Fish Report for 7-28-2011

Salmon, Halibut & Rockfish are all active in the Monterey Bay Area

7-28-2011
Allen Bushnell

We had some blustery afternoons last week, but thankfully the swell stayed down. Most mornings were very pleasant, affording local anglers the chance to get out for some fishing. Those who did make it out enjoyed one of the best weeks of fishing so far this season.

Most impressive is the continuing, and (dare I say it) even improving king salmon bite. More fish are being caught on the Monterey side of the Bay, though a few die-hards continue to pull up kings from the Soquel Hole area. Captain Mike Baxter worked the area south of Moss Landing on Monday aboard a private boat, and found his salmon in the six to 15-pound range near Mulligan's Hill and the Soldier's Club.

Kayak fisherman D.P. Shim launched from Lover's Point to fish the waters near the Monterey Bell Buoy. "I heard whispers of ghosts in the area," Shim confided. He did not find any white sea bass, but was well rewarded in the king salmon category. Shim used a deep-six diver and an ultraviolet purple dodger trailed by a "stinky pinky" hoochie/anchovy combo for some impressive results. He kept one king, released a second keeper and two undersized fish, plus had two keeper-sized salmon effect a "LRSR" (long-range self-release).

Six-pack skipper Gerry Brookes also had big numbers to share this week as well. On Wednesday, fishing 200 feet of water near Mulligan's, Brookes boxed full limits of salmon for his clients and released 14 undersized fish. "Kept us busy," Brookes quipped. He found his success while trolling "some bait," but most of the fish were caught on small hoochies or spoon lures.

Inshore anglers also had reason to celebrate this week. Captain Jimmy Charters concentrated on local rockfishing. Working the local reefs from Pleasure Point to Wilder Ranch, Jim Rubin bagged early limits of quality blues, blacks and vermillion rockfish, plus one 25-pound thresher shark for his clients.

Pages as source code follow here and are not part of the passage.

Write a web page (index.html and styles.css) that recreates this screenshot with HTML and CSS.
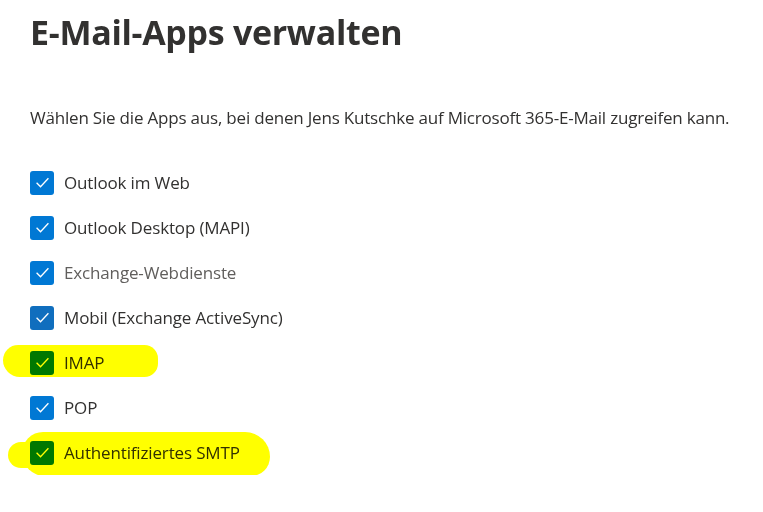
FILE: index.html
```html
<!DOCTYPE html>
<html lang="de">
<head>
  <meta charset="UTF-8" />
  <meta name="viewport" content="width=device-width, initial-scale=1.0" />
  <title>E-Mail-Apps verwalten</title>
  <link rel="stylesheet" href="styles.css">
</head>
<body>
  <div class="panel">
    <h1 class="panel-title">E-Mail-Apps verwalten</h1>
    <p class="panel-desc">Wählen Sie die Apps aus, bei denen Jens Kutschke auf Microsoft 365-E-Mail zugreifen kann.</p>

    <ul class="app-list">
      <li class="app-item">
        <span class="check"><svg viewBox="0 0 16 16"><path d="M3.5 8.2l3 3 6-6.4"/></svg></span>
        <span class="app-label">Outlook im Web</span>
      </li>
      <li class="app-item">
        <span class="check"><svg viewBox="0 0 16 16"><path d="M3.5 8.2l3 3 6-6.4"/></svg></span>
        <span class="app-label">Outlook Desktop (MAPI)</span>
      </li>
      <li class="app-item">
        <span class="check"><svg viewBox="0 0 16 16"><path d="M3.5 8.2l3 3 6-6.4"/></svg></span>
        <span class="app-label muted">Exchange-Webdienste</span>
      </li>
      <li class="app-item">
        <span class="check hover"><svg viewBox="0 0 16 16"><path d="M3.5 8.2l3 3 6-6.4"/></svg></span>
        <span class="app-label">Mobil (Exchange ActiveSync)</span>
      </li>
      <li class="app-item marked">
        <span class="check"><svg viewBox="0 0 16 16"><path d="M3.5 8.2l3 3 6-6.4"/></svg></span>
        <span class="app-label">IMAP</span>
        <span class="marker marker-imap"></span>
      </li>
      <li class="app-item">
        <span class="check"><svg viewBox="0 0 16 16"><path d="M3.5 8.2l3 3 6-6.4"/></svg></span>
        <span class="app-label">POP</span>
      </li>
      <li class="app-item marked">
        <span class="check"><svg viewBox="0 0 16 16"><path d="M3.5 8.2l3 3 6-6.4"/></svg></span>
        <span class="app-label">Authentifiziertes SMTP</span>
        <span class="marker marker-smtp-a"></span>
        <span class="marker marker-smtp-b"></span>
      </li>
    </ul>
  </div>
</body>
</html>
```

FILE: styles.css
```css
body {
  font-family: "Open Sans", "Noto Sans", Arial, sans-serif;
  background-color: #fff;
  color: #323130;
  margin: 0;
}
.panel {
  padding: 8px 30px 0 30px;
}
.panel-title {
  font-size: 34px;
  font-weight: 700;
  line-height: 48px;
  margin: 0;
  letter-spacing: -0.3px;
}
.panel-desc {
  font-size: 17px;
  line-height: 22px;
  margin: 51px 0 0 0;
  letter-spacing: -0.2px;
}
.app-list {
  list-style: none;
  margin: 31px 0 0 0;
  padding: 0;
}
.app-item {
  position: relative;
  display: flex;
  align-items: center;
  height: 45px;
}
.check {
  width: 24px;
  height: 24px;
  border-radius: 3px;
  background-color: #0078d4;
  display: flex;
  align-items: center;
  justify-content: center;
  flex-shrink: 0;
}
.check.hover {
  background-color: #106ebe;
}
.check svg {
  width: 21px;
  height: 21px;
  fill: none;
  stroke: #fff;
  stroke-width: 1;
}
.app-label {
  margin-left: 10px;
  font-size: 17px;
  letter-spacing: -0.15px;
}
.app-label.muted {
  color: #605e5c;
}
.marker {
  position: absolute;
  background-color: #ffff00;
  mix-blend-mode: multiply;
  pointer-events: none;
}
.marker-imap {
  left: -27px;
  top: 5px;
  width: 155px;
  height: 32px;
  border-radius: 18px 16px 16px 20px;
}
.marker-smtp-a {
  left: -22px;
  top: 12px;
  width: 120px;
  height: 26px;
  border-radius: 13px;
}
.marker-smtp-b {
  left: -8px;
  top: 2px;
  width: 248px;
  height: 44px;
  border-radius: 22px 26px 20px 24px;
}
```
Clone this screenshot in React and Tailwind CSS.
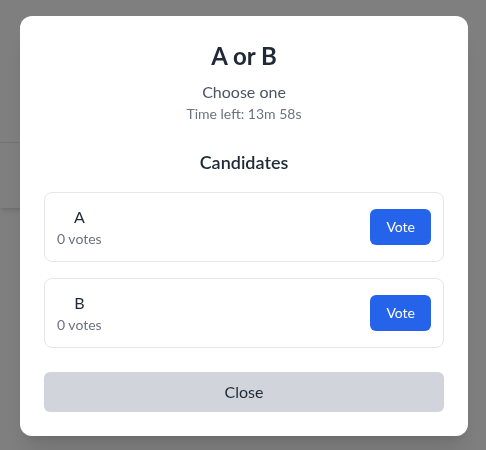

Ed Burrell at Capitola Boat and Bait had glowing reports for the week. Private boaters and rental skiff anglers are doing very well on rockfish and especially halibut this week. "Every other boat came in with halibut this week!" Burrell said. Working the nearby reefs, anglers are returning with limits of brown and black rockfish as well as a few lingcod. Most of the halibut are coming from 45-50 feet of water, with the sandy areas surrounding the Mile Reef and outside the kelp line of Pleasure Point being most productive. Live sardines remain the preferred bait, though kingfish, smelt, mackerel and dead squid all took their share of halibut in the Capitola area last week.